▶ **Data shown**
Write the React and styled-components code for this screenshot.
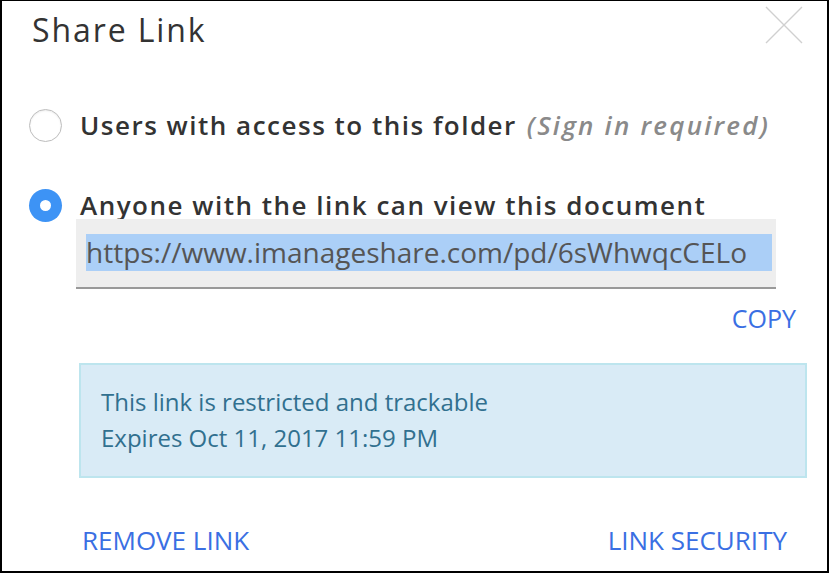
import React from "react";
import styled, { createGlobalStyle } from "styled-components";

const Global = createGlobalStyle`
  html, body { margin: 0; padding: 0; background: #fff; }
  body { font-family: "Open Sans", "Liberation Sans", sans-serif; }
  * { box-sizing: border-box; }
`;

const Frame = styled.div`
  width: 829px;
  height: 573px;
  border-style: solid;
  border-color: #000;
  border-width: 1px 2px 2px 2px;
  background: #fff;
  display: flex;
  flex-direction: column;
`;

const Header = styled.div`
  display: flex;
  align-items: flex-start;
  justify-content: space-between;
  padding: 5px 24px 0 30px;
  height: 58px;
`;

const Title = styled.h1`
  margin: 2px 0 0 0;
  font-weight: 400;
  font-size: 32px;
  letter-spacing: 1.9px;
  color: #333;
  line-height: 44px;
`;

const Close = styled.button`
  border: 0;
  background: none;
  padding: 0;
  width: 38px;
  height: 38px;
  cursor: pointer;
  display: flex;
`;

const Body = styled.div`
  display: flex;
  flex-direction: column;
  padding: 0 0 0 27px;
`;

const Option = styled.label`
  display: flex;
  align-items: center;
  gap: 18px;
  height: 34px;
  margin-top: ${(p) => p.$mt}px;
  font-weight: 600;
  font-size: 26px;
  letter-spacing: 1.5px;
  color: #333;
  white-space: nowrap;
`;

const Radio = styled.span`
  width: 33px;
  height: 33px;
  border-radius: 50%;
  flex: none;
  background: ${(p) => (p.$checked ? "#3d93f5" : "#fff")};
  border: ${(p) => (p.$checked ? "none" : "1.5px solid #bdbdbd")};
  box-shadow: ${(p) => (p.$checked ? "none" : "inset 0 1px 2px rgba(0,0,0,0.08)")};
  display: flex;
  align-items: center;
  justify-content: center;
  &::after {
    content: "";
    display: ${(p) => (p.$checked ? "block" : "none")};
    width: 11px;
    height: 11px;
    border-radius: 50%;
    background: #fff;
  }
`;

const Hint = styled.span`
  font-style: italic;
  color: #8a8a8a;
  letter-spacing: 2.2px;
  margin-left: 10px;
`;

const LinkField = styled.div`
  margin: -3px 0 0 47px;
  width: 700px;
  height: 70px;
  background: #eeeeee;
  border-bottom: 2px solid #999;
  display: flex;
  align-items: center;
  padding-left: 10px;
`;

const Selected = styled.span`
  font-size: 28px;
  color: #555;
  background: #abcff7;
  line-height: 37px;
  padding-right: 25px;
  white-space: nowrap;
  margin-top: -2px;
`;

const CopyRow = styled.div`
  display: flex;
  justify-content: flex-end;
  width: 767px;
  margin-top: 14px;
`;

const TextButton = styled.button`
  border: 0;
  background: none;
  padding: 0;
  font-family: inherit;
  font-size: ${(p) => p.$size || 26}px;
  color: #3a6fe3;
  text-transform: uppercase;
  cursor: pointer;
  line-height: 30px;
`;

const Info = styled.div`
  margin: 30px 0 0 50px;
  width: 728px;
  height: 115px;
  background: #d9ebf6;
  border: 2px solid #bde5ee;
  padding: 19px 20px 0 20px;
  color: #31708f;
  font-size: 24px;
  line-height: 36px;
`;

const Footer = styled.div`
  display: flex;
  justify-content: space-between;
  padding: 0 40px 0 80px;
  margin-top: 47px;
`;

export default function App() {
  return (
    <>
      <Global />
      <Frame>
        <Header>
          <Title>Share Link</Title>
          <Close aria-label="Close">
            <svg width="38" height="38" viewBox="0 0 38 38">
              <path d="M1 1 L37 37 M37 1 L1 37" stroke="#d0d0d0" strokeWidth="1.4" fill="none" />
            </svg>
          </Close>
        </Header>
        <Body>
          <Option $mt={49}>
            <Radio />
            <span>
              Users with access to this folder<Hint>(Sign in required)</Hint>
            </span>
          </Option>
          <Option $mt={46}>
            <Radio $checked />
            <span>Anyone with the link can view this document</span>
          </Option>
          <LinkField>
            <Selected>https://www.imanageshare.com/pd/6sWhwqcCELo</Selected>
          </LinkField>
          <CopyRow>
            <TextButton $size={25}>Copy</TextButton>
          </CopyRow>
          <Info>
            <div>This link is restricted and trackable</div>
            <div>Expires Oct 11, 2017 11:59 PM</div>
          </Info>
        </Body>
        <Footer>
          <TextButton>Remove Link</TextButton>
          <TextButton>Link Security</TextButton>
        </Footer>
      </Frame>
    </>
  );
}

▶ **What to work on**
Quote the preceding listing precisely and completely, omitting its images.

▶ **Written answer**
Write the React and styled-components code for this screenshot.
import React from "react";
import styled, { createGlobalStyle } from "styled-components";

const Global = createGlobalStyle`
  html, body { margin: 0; padding: 0; background: #fff; }
  body { font-family: "Open Sans", "Liberation Sans", sans-serif; }
  * { box-sizing: border-box; }
`;

const Frame = styled.div`
  width: 829px;
  height: 573px;
  border-style: solid;
  border-color: #000;
  border-width: 1px 2px 2px 2px;
  background: #fff;
  display: flex;
  flex-direction: column;
`;

const Header = styled.div`
  display: flex;
  align-items: flex-start;
  justify-content: space-between;
  padding: 5px 24px 0 30px;
  height: 58px;
`;

const Title = styled.h1`
  margin: 2px 0 0 0;
  font-weight: 400;
  font-size: 32px;
  letter-spacing: 1.9px;
  color: #333;
  line-height: 44px;
`;

const Close = styled.button`
  border: 0;
  background: none;
  padding: 0;
  width: 38px;
  height: 38px;
  cursor: pointer;
  display: flex;
`;

const Body = styled.div`
  display: flex;
  flex-direction: column;
  padding: 0 0 0 27px;
`;

const Option = styled.label`
  display: flex;
  align-items: center;
  gap: 18px;
  height: 34px;
  margin-top: ${(p) => p.$mt}px;
  font-weight: 600;
  font-size: 26px;
  letter-spacing: 1.5px;
  color: #333;
  white-space: nowrap;
`;

const Radio = styled.span`
  width: 33px;
  height: 33px;
  border-radius: 50%;
  flex: none;
  background: ${(p) => (p.$checked ? "#3d93f5" : "#fff")};
  border: ${(p) => (p.$checked ? "none" : "1.5px solid #bdbdbd")};
  box-shadow: ${(p) => (p.$checked ? "none" : "inset 0 1px 2px rgba(0,0,0,0.08)")};
  display: flex;
  align-items: center;
  justify-content: center;
  &::after {
    content: "";
    display: ${(p) => (p.$checked ? "block" : "none")};
    width: 11px;
    height: 11px;
    border-radius: 50%;
    background: #fff;
  }
`;

const Hint = styled.span`
  font-style: italic;
  color: #8a8a8a;
  letter-spacing: 2.2px;
  margin-left: 10px;
`;

const LinkField = styled.div`
  margin: -3px 0 0 47px;
  width: 700px;
  height: 70px;
  background: #eeeeee;
  border-bottom: 2px solid #999;
  display: flex;
  align-items: center;
  padding-left: 10px;
`;

const Selected = styled.span`
  font-size: 28px;
  color: #555;
  background: #abcff7;
  line-height: 37px;
  padding-right: 25px;
  white-space: nowrap;
  margin-top: -2px;
`;

const CopyRow = styled.div`
  display: flex;
  justify-content: flex-end;
  width: 767px;
  margin-top: 14px;
`;

const TextButton = styled.button`
  border: 0;
  background: none;
  padding: 0;
  font-family: inherit;
  font-size: ${(p) => p.$size || 26}px;
  color: #3a6fe3;
  text-transform: uppercase;
  cursor: pointer;
  line-height: 30px;
`;

const Info = styled.div`
  margin: 30px 0 0 50px;
  width: 728px;
  height: 115px;
  background: #d9ebf6;
  border: 2px solid #bde5ee;
  padding: 19px 20px 0 20px;
  color: #31708f;
  font-size: 24px;
  line-height: 36px;
`;

const Footer = styled.div`
  display: flex;
  justify-content: space-between;
  padding: 0 40px 0 80px;
  margin-top: 47px;
`;

export default function App() {
  return (
    <>
      <Global />
      <Frame>
        <Header>
          <Title>Share Link</Title>
          <Close aria-label="Close">
            <svg width="38" height="38" viewBox="0 0 38 38">
              <path d="M1 1 L37 37 M37 1 L1 37" stroke="#d0d0d0" strokeWidth="1.4" fill="none" />
            </svg>
          </Close>
        </Header>
        <Body>
          <Option $mt={49}>
            <Radio />
            <span>
              Users with access to this folder<Hint>(Sign in required)</Hint>
            </span>
          </Option>
          <Option $mt={46}>
            <Radio $checked />
            <span>Anyone with the link can view this document</span>
          </Option>
          <LinkField>
            <Selected>https://www.imanageshare.com/pd/6sWhwqcCELo</Selected>
          </LinkField>
          <CopyRow>
            <TextButton $size={25}>Copy</TextButton>
          </CopyRow>
          <Info>
            <div>This link is restricted and trackable</div>
            <div>Expires Oct 11, 2017 11:59 PM</div>
          </Info>
        </Body>
        <Footer>
          <TextButton>Remove Link</TextButton>
          <TextButton>Link Security</TextButton>
        </Footer>
      </Frame>
    </>
  );
}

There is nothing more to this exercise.